En 2021, Squid Game a surpris jusqu’à son diffuseur en explosant tous les chiffres sur Netflix. Trois ans plus tard, la série dystopique est de retour pour notre plus grand plaisir (malsain). Mais au-delà d’une fiction bien ficelée, Squid Game, c’est aussi une critique de la société sud-coréenne inspirée par des événements bien réels.
Le jeu du calmar (oui, les Québécois ont encore frappé) repose sur un principe relativement simple : des personnes endettées jusqu’à l’os, dos au mur, se retrouvent dans une gigantesque partie de Fall Guys pour tenter de décrocher une cagnotte qui leur permettrait de sortir la tête de l’eau. Pas de pot, comme dans le jeu des bonhommes qui tombent, quand les participants perdent une épreuve, ils ne se relèvent pas.
Tout ça est un chouia malsain, et à la manière de Parasite de Bong Joon-ho, on sent très rapidement la critique sociétale pointer le bout de son nez. Mais ce qui est le plus glaçant dans toute cette histoire anticapitaliste, c’est que certains des événements relatés au travers des flashbacks sont inspirés de faits réels.
Le deuxième épisode de la saison 2, sympathiquement titré “Hell”, revient sur le quotidien terrible des protagonistes du Squid Game. On apprend donc que Seong Gi-hun, le personnage principal, autrefois salarié chez un gros constructeur automobile, a été licencié. Cet élément du scénario de la série fait référence à un événement survenu en 2009. À l’époque, Ssangyong Motors (aujourd’hui KGM), se retrouve dans une situation financière assez compliquée. Sans surprise, les dirigeants optent pour la facilité : une énorme vague de licenciements (2 600, la moitié des effectifs) histoire de faire plaisir aux investisseurs potentiels.
En réponse, une bonne partie des salariés décide de se barricader dans l’usine principale. Pendant 77 jours, ils vont tenir.
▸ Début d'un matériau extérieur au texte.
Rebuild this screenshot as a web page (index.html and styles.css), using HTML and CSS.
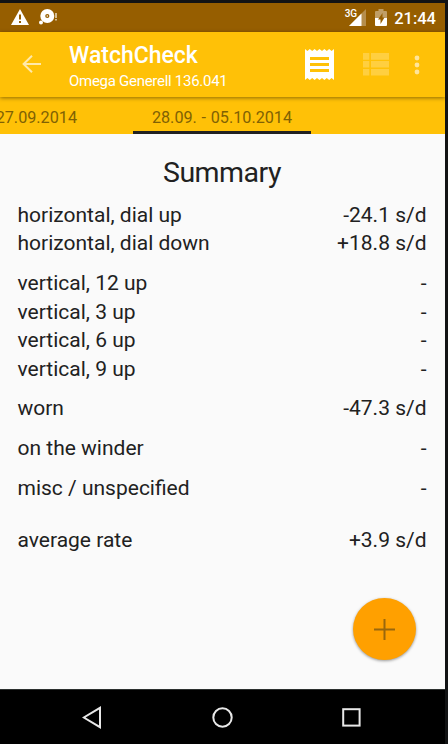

Assez rapidement, les autorités coupent l'électricité, l’eau, et tentent d’empêcher les ouvriers de se ravitailler en nourriture et en médicaments. Oui, plutôt que de négocier et d’organiser des réunions pour tenter de trouver une solution, tout ça s’est transformé en ni plus ni moins qu’un état de siège. Tragiquement, 12 jours après le début de la grève, un salarié âgé décède d’une hémorragie cérébrale.
Pendant plus de deux mois, la situation va graduellement empirer entre jets de cocktails molotov et souci pour ne serait-ce que manger. Finalement, la police est intervenue, balançant des lacrymos par hélicoptère avant de forcer l’entrée à grand renforts de tasers et autres outils de maintien de l’ordre bien cool pour l’organisme.
Après les événements, de nombreux anciens employés ont été poursuivis en justice, accusés d’avoir fait perdre de l’argent à l’entreprise. 94 salariés se sont donc retrouvés derrières les barreaux, et 230 ont dû payer des amendes colossales. Pour couronner le tout, tout cela a été accompagné d’un sympathique stigma qui a empêché pas mal d’entre eux de retrouver un emploi, les poussant dans une spirale infernale, c’est le cas du personnage de Seong Gi-hun.
Au total, d’après Lee Chang-kun, qui était à l’époque porte-parole de l’un des syndicats des travailleurs de l’usine, plus de 30 personnes touchées par ces licenciements se sont données la mort.
Comme quoi, même lorsque l’on parle d’une partie de 1, 2, 3 soleil géant, la réalité n’est jamais vraiment loin, et pas forcément beaucoup plus reluisante que la fiction.